*PROBLEM TO SOLVE*. Skip any picture you find and retype all the remaining lines exactly.
-=-=-=-=-
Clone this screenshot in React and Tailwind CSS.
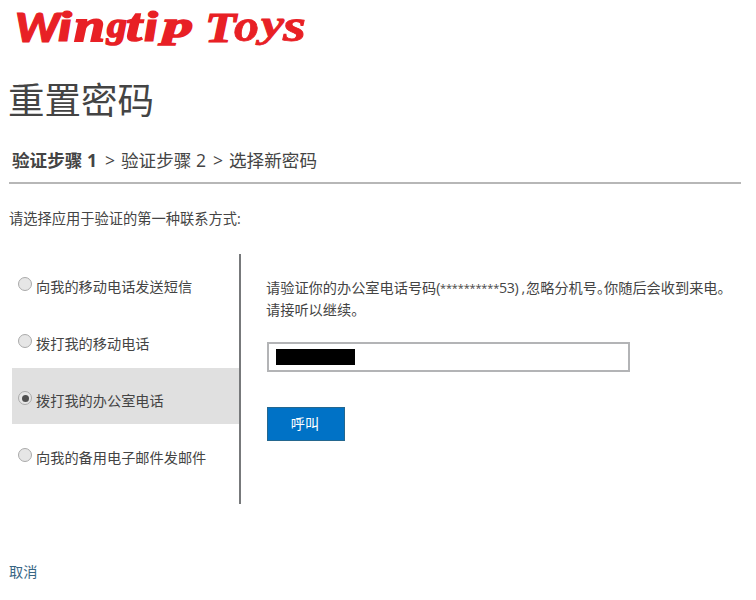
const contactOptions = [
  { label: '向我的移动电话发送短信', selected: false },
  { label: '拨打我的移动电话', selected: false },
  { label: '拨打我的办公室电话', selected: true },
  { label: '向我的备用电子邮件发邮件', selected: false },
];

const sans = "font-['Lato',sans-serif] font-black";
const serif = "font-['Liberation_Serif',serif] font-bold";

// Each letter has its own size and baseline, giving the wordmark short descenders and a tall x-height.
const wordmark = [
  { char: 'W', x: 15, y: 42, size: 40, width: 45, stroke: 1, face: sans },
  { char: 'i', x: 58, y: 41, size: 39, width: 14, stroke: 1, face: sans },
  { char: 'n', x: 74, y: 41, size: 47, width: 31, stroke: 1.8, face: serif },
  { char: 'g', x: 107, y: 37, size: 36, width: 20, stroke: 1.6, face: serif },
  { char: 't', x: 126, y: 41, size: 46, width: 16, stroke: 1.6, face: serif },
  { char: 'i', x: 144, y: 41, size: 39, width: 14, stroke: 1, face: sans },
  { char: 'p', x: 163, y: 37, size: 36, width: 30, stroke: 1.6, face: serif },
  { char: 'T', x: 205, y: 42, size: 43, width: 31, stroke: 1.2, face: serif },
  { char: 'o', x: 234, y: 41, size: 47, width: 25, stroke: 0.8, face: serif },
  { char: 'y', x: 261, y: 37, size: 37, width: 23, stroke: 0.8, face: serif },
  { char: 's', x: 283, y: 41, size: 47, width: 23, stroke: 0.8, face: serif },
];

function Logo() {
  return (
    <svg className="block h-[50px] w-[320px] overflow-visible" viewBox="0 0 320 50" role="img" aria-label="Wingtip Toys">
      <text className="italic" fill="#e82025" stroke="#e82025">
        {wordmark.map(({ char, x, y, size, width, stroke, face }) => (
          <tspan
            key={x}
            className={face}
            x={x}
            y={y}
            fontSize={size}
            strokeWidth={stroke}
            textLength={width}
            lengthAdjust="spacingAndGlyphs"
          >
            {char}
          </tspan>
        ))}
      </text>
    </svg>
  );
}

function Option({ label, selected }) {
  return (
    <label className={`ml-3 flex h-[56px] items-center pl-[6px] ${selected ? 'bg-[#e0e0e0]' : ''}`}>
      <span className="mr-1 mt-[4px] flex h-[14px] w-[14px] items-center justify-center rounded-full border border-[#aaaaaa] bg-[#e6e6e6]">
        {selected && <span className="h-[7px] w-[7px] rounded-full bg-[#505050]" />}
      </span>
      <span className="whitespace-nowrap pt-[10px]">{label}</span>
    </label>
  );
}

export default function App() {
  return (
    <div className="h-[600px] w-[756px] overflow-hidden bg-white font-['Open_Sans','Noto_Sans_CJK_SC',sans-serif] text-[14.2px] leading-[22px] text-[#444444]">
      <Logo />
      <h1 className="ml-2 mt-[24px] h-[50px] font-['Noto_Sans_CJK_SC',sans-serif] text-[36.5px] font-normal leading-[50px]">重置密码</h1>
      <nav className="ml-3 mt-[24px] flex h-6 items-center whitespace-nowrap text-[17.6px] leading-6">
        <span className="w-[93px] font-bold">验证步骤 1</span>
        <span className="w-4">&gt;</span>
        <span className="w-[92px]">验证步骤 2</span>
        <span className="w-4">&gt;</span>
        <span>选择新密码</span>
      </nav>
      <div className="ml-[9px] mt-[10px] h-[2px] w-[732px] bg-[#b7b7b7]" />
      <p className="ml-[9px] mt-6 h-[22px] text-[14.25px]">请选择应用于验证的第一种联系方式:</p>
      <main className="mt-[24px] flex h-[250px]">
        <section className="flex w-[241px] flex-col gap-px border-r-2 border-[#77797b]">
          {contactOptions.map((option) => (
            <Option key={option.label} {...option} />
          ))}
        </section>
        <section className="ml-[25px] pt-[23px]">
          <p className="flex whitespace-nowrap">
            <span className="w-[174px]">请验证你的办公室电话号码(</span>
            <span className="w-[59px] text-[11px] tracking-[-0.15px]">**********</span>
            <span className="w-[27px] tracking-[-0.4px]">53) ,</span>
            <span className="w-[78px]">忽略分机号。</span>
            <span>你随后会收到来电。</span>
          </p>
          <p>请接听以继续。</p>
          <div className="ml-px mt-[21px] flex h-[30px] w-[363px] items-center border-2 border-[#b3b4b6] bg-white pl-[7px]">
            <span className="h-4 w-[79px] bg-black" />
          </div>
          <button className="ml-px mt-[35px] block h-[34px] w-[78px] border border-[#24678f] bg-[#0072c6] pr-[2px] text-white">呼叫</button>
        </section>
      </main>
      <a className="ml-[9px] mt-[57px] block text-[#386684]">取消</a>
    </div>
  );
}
-=-=-=-=-
*REPLY*.
Clone this screenshot in React and Tailwind CSS.
const contactOptions = [
  { label: '向我的移动电话发送短信', selected: false },
  { label: '拨打我的移动电话', selected: false },
  { label: '拨打我的办公室电话', selected: true },
  { label: '向我的备用电子邮件发邮件', selected: false },
];

const sans = "font-['Lato',sans-serif] font-black";
const serif = "font-['Liberation_Serif',serif] font-bold";

// Each letter has its own size and baseline, giving the wordmark short descenders and a tall x-height.
const wordmark = [
  { char: 'W', x: 15, y: 42, size: 40, width: 45, stroke: 1, face: sans },
  { char: 'i', x: 58, y: 41, size: 39, width: 14, stroke: 1, face: sans },
  { char: 'n', x: 74, y: 41, size: 47, width: 31, stroke: 1.8, face: serif },
  { char: 'g', x: 107, y: 37, size: 36, width: 20, stroke: 1.6, face: serif },
  { char: 't', x: 126, y: 41, size: 46, width: 16, stroke: 1.6, face: serif },
  { char: 'i', x: 144, y: 41, size: 39, width: 14, stroke: 1, face: sans },
  { char: 'p', x: 163, y: 37, size: 36, width: 30, stroke: 1.6, face: serif },
  { char: 'T', x: 205, y: 42, size: 43, width: 31, stroke: 1.2, face: serif },
  { char: 'o', x: 234, y: 41, size: 47, width: 25, stroke: 0.8, face: serif },
  { char: 'y', x: 261, y: 37, size: 37, width: 23, stroke: 0.8, face: serif },
  { char: 's', x: 283, y: 41, size: 47, width: 23, stroke: 0.8, face: serif },
];

function Logo() {
  return (
    <svg className="block h-[50px] w-[320px] overflow-visible" viewBox="0 0 320 50" role="img" aria-label="Wingtip Toys">
      <text className="italic" fill="#e82025" stroke="#e82025">
        {wordmark.map(({ char, x, y, size, width, stroke, face }) => (
          <tspan
            key={x}
            className={face}
            x={x}
            y={y}
            fontSize={size}
            strokeWidth={stroke}
            textLength={width}
            lengthAdjust="spacingAndGlyphs"
          >
            {char}
          </tspan>
        ))}
      </text>
    </svg>
  );
}

function Option({ label, selected }) {
  return (
    <label className={`ml-3 flex h-[56px] items-center pl-[6px] ${selected ? 'bg-[#e0e0e0]' : ''}`}>
      <span className="mr-1 mt-[4px] flex h-[14px] w-[14px] items-center justify-center rounded-full border border-[#aaaaaa] bg-[#e6e6e6]">
        {selected && <span className="h-[7px] w-[7px] rounded-full bg-[#505050]" />}
      </span>
      <span className="whitespace-nowrap pt-[10px]">{label}</span>
    </label>
  );
}

export default function App() {
  return (
    <div className="h-[600px] w-[756px] overflow-hidden bg-white font-['Open_Sans','Noto_Sans_CJK_SC',sans-serif] text-[14.2px] leading-[22px] text-[#444444]">
      <Logo />
      <h1 className="ml-2 mt-[24px] h-[50px] font-['Noto_Sans_CJK_SC',sans-serif] text-[36.5px] font-normal leading-[50px]">重置密码</h1>
      <nav className="ml-3 mt-[24px] flex h-6 items-center whitespace-nowrap text-[17.6px] leading-6">
        <span className="w-[93px] font-bold">验证步骤 1</span>
        <span className="w-4">&gt;</span>
        <span className="w-[92px]">验证步骤 2</span>
        <span className="w-4">&gt;</span>
        <span>选择新密码</span>
      </nav>
      <div className="ml-[9px] mt-[10px] h-[2px] w-[732px] bg-[#b7b7b7]" />
      <p className="ml-[9px] mt-6 h-[22px] text-[14.25px]">请选择应用于验证的第一种联系方式:</p>
      <main className="mt-[24px] flex h-[250px]">
        <section className="flex w-[241px] flex-col gap-px border-r-2 border-[#77797b]">
          {contactOptions.map((option) => (
            <Option key={option.label} {...option} />
          ))}
        </section>
        <section className="ml-[25px] pt-[23px]">
          <p className="flex whitespace-nowrap">
            <span className="w-[174px]">请验证你的办公室电话号码(</span>
            <span className="w-[59px] text-[11px] tracking-[-0.15px]">**********</span>
            <span className="w-[27px] tracking-[-0.4px]">53) ,</span>
            <span className="w-[78px]">忽略分机号。</span>
            <span>你随后会收到来电。</span>
          </p>
          <p>请接听以继续。</p>
          <div className="ml-px mt-[21px] flex h-[30px] w-[363px] items-center border-2 border-[#b3b4b6] bg-white pl-[7px]">
            <span className="h-4 w-[79px] bg-black" />
          </div>
          <button className="ml-px mt-[35px] block h-[34px] w-[78px] border border-[#24678f] bg-[#0072c6] pr-[2px] text-white">呼叫</button>
        </section>
      </main>
      <a className="ml-[9px] mt-[57px] block text-[#386684]">取消</a>
    </div>
  );
}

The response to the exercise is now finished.